Exercise brief: Write out the material again word for word, dropping any images it holds.

(Interface markup and scripts)
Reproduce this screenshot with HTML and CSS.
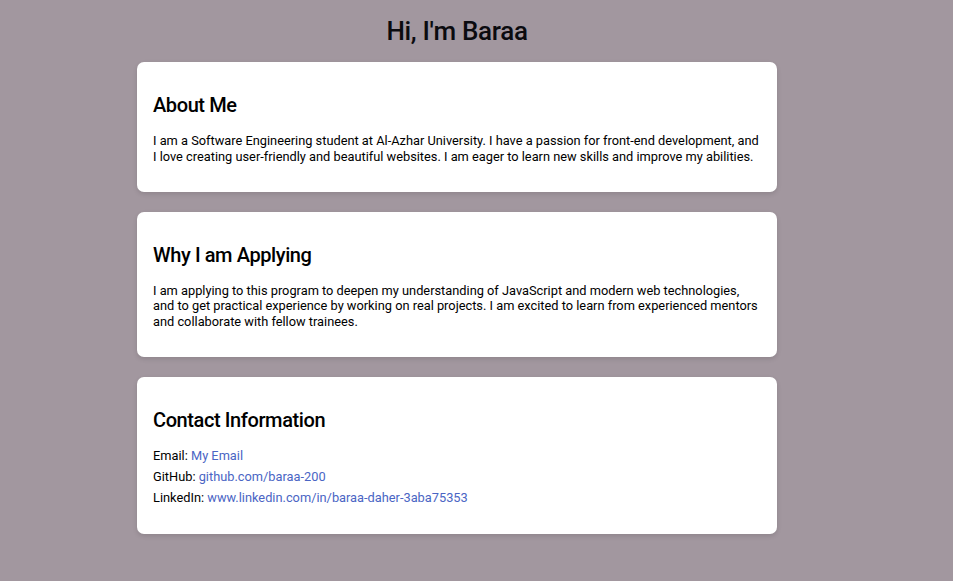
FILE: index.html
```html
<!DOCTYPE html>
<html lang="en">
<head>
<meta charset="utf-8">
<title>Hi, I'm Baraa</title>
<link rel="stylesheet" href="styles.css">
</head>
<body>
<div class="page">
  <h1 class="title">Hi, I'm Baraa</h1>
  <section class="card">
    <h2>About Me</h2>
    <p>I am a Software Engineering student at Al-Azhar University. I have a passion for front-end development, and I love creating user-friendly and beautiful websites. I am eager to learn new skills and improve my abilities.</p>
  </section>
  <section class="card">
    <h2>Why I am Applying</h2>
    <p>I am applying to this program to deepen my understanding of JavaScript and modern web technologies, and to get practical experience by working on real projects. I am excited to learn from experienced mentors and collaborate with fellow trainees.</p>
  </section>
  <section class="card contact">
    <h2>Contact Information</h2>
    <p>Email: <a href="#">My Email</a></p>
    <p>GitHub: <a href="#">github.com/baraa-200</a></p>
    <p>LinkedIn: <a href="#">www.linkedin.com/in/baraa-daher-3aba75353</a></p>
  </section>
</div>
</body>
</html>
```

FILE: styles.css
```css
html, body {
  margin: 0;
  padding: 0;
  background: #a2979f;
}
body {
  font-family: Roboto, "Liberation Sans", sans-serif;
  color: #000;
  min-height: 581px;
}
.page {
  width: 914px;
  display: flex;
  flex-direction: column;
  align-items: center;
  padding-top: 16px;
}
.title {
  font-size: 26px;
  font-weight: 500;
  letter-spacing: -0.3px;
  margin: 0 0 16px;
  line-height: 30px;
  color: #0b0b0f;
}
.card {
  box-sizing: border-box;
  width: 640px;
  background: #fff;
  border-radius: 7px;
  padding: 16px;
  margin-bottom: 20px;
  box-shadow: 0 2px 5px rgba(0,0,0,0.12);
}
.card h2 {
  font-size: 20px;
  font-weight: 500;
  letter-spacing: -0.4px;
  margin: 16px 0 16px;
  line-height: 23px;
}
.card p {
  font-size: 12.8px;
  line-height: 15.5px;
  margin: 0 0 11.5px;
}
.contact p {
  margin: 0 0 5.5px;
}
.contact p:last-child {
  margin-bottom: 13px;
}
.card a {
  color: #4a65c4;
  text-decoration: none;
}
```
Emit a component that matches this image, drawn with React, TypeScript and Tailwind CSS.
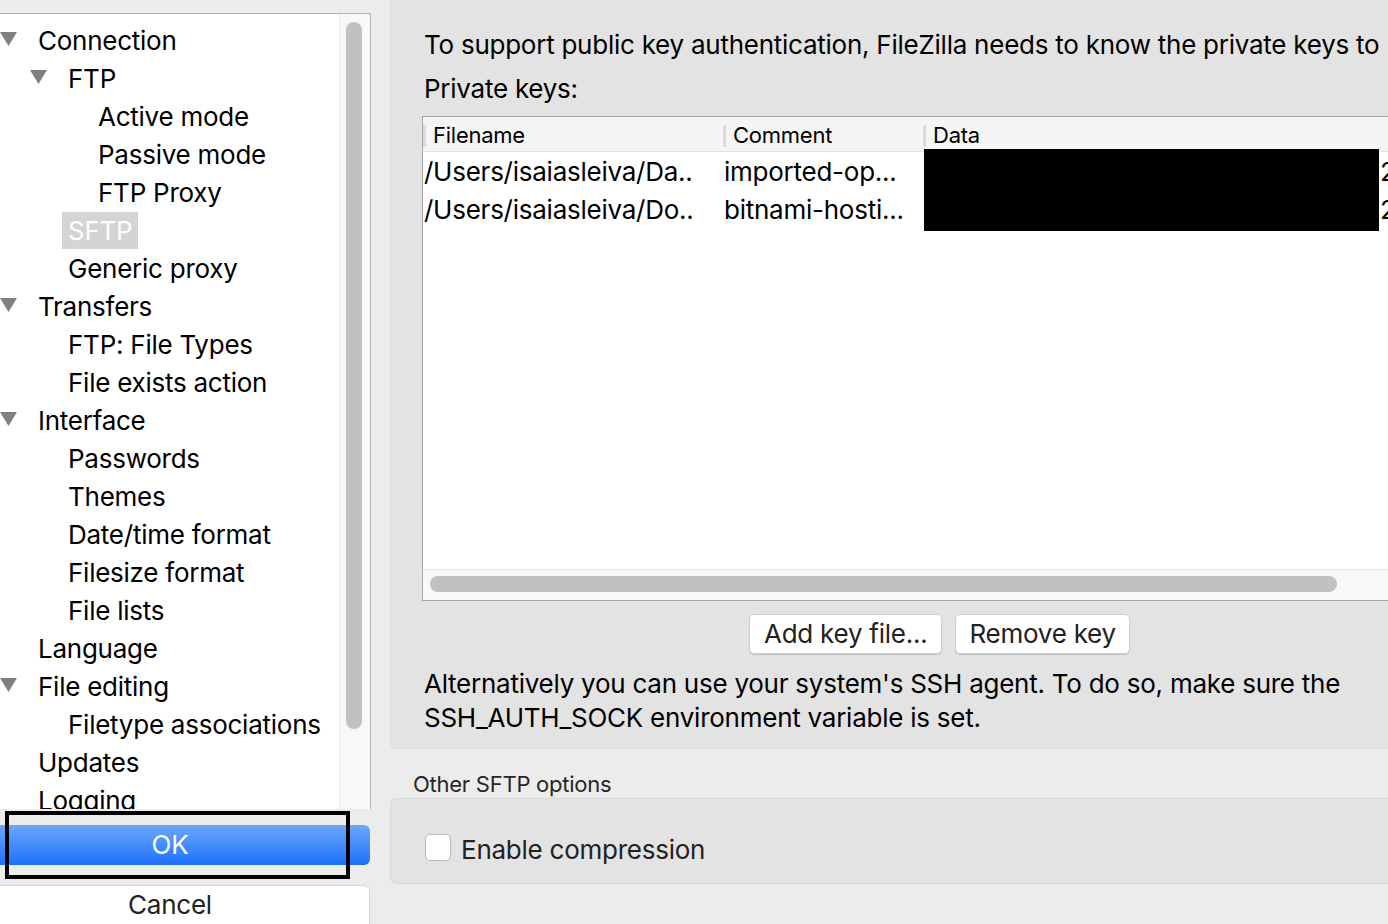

Output for this exercise:
Reproduce this screenshot with HTML and CSS.
FILE: index.html
```html
<!DOCTYPE html>
<html lang="en">
<head>
<meta charset="utf-8">
<title>Hi, I'm Baraa</title>
<link rel="stylesheet" href="styles.css">
</head>
<body>
<div class="page">
  <h1 class="title">Hi, I'm Baraa</h1>
  <section class="card">
    <h2>About Me</h2>
    <p>I am a Software Engineering student at Al-Azhar University. I have a passion for front-end development, and I love creating user-friendly and beautiful websites. I am eager to learn new skills and improve my abilities.</p>
  </section>
  <section class="card">
    <h2>Why I am Applying</h2>
    <p>I am applying to this program to deepen my understanding of JavaScript and modern web technologies, and to get practical experience by working on real projects. I am excited to learn from experienced mentors and collaborate with fellow trainees.</p>
  </section>
  <section class="card contact">
    <h2>Contact Information</h2>
    <p>Email: <a href="#">My Email</a></p>
    <p>GitHub: <a href="#">github.com/baraa-200</a></p>
    <p>LinkedIn: <a href="#">www.linkedin.com/in/baraa-daher-3aba75353</a></p>
  </section>
</div>
</body>
</html>
```

FILE: styles.css
```css
html, body {
  margin: 0;
  padding: 0;
  background: #a2979f;
}
body {
  font-family: Roboto, "Liberation Sans", sans-serif;
  color: #000;
  min-height: 581px;
}
.page {
  width: 914px;
  display: flex;
  flex-direction: column;
  align-items: center;
  padding-top: 16px;
}
.title {
  font-size: 26px;
  font-weight: 500;
  letter-spacing: -0.3px;
  margin: 0 0 16px;
  line-height: 30px;
  color: #0b0b0f;
}
.card {
  box-sizing: border-box;
  width: 640px;
  background: #fff;
  border-radius: 7px;
  padding: 16px;
  margin-bottom: 20px;
  box-shadow: 0 2px 5px rgba(0,0,0,0.12);
}
.card h2 {
  font-size: 20px;
  font-weight: 500;
  letter-spacing: -0.4px;
  margin: 16px 0 16px;
  line-height: 23px;
}
.card p {
  font-size: 12.8px;
  line-height: 15.5px;
  margin: 0 0 11.5px;
}
.contact p {
  margin: 0 0 5.5px;
}
.contact p:last-child {
  margin-bottom: 13px;
}
.card a {
  color: #4a65c4;
  text-decoration: none;
}
```
Emit a component that matches this image, drawn with React, TypeScript and Tailwind CSS.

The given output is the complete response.